* **What is needed**: Look for the string "this" in every line, and copy each line that has it.
*** Data shown
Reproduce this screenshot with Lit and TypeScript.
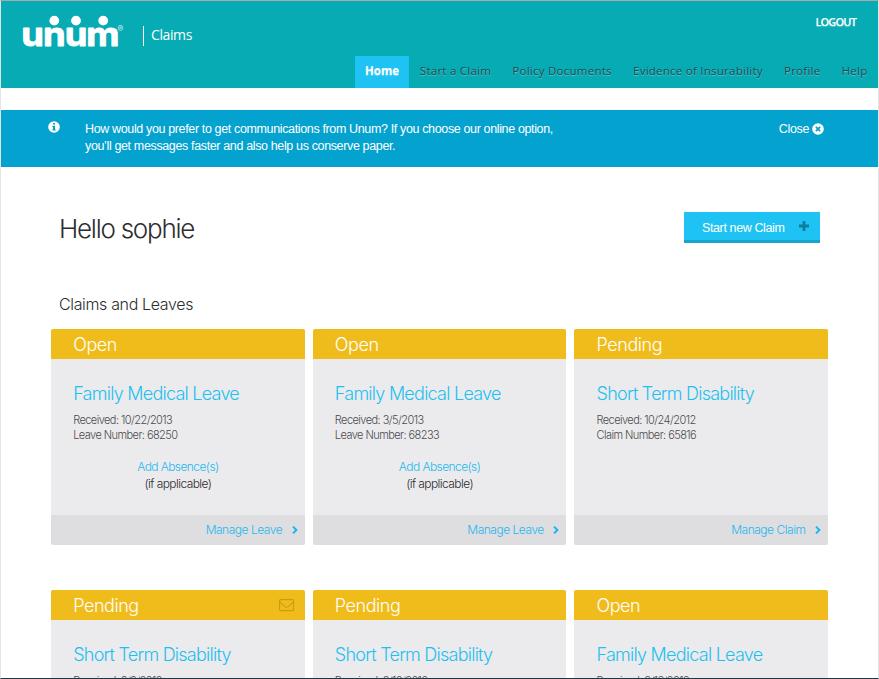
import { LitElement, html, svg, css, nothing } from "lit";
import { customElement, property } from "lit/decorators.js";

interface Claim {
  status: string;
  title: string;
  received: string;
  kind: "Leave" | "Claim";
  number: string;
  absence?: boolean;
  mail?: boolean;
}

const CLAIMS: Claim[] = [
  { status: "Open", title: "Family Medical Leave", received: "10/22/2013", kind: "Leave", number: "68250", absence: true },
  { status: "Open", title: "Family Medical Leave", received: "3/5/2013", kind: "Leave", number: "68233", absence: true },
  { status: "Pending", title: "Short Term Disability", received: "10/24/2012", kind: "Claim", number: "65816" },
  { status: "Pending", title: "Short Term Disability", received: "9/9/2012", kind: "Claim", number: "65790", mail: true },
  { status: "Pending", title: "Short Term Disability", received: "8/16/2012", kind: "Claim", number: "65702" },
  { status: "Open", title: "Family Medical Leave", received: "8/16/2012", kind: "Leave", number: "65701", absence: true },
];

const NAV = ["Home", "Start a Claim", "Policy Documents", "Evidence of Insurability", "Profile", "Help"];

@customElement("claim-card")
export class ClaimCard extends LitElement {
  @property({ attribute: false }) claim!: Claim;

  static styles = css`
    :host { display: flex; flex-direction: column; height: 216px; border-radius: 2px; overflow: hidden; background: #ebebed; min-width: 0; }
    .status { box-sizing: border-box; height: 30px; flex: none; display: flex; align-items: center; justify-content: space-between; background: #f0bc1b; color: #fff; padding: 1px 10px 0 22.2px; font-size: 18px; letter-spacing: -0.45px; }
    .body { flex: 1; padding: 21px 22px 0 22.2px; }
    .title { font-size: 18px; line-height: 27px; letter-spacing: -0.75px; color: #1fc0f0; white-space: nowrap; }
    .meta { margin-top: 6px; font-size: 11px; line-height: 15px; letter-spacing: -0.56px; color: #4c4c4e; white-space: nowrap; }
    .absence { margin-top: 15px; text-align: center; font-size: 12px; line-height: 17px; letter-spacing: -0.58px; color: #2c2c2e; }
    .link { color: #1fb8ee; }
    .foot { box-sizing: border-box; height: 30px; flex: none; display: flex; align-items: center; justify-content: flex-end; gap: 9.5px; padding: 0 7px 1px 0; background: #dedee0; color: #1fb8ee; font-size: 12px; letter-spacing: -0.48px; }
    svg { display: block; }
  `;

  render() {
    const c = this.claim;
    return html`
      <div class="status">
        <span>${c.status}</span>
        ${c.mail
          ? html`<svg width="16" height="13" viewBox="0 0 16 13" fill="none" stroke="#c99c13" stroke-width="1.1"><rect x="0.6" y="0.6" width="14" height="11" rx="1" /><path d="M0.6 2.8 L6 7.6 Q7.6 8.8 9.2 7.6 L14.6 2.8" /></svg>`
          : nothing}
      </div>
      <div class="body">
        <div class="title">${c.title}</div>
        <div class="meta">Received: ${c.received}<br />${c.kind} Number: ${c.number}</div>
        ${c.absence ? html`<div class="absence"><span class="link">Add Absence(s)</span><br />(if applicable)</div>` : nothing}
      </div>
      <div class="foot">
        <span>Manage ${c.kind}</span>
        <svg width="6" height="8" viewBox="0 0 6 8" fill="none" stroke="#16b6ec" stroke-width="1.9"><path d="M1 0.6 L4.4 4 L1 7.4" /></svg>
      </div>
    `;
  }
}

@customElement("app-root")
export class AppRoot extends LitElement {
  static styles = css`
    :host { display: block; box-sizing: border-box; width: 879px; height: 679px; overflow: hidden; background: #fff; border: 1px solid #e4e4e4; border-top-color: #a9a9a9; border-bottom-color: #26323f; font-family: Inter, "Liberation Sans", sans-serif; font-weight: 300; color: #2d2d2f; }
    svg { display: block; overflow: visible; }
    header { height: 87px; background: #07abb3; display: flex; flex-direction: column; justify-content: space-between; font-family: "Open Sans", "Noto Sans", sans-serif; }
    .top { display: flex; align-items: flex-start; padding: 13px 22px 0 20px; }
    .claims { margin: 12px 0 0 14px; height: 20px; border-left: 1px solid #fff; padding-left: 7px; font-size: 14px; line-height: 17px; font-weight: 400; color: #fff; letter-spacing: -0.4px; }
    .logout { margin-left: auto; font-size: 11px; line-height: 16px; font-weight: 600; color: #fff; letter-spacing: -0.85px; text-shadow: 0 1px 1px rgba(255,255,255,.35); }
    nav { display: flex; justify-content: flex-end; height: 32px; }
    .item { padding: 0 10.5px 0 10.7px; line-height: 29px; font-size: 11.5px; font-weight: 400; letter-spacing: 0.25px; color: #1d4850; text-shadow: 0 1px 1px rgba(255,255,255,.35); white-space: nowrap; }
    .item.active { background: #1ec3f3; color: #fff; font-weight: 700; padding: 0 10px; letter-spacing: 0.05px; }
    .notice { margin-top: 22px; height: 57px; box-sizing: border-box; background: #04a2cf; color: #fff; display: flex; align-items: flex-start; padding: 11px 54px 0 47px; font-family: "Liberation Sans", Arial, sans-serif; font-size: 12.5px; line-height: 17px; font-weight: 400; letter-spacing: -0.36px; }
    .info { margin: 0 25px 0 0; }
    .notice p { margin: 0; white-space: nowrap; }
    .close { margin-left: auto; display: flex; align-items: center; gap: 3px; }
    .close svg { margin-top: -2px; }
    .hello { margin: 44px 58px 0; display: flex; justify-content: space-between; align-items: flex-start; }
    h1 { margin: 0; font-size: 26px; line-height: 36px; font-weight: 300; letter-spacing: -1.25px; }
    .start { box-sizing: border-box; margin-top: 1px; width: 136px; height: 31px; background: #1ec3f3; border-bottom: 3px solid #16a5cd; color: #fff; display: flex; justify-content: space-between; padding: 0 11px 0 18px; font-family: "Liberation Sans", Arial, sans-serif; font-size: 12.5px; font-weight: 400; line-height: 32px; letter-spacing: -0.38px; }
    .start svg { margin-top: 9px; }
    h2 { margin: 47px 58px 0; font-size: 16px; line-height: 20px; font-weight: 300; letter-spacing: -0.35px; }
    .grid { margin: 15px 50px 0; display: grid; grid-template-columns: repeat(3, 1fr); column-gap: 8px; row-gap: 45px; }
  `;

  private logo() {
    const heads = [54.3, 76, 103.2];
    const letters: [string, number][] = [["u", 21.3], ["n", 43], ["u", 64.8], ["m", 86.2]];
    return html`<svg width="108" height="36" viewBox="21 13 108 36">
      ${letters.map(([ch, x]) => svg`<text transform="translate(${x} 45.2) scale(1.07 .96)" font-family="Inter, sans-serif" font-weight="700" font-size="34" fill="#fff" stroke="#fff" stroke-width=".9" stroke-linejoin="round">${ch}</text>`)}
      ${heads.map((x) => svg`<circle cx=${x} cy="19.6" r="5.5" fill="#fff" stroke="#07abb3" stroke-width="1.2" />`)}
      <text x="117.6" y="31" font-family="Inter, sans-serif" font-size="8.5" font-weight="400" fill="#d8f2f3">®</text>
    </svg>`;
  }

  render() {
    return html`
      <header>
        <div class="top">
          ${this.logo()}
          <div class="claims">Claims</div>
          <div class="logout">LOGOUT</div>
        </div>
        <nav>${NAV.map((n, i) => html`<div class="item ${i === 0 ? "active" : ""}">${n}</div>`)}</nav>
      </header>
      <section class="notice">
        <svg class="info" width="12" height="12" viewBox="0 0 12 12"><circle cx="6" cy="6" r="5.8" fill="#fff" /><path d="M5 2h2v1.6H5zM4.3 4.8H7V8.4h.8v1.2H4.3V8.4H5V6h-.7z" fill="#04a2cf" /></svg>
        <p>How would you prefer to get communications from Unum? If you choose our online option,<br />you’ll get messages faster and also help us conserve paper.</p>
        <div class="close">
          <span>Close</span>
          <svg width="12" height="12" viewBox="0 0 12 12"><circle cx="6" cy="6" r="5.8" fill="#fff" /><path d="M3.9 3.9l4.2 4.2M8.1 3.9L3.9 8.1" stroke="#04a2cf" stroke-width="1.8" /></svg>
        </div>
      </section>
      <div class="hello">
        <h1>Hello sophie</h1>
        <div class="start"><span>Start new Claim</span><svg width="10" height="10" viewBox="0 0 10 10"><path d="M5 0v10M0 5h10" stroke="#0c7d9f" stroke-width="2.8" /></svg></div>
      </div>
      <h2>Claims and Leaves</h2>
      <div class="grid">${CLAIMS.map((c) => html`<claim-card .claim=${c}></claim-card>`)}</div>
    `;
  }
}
******
* **Solved problem**:
Reproduce this screenshot with Lit and TypeScript.
    const c = this.claim;
          ${this.logo()}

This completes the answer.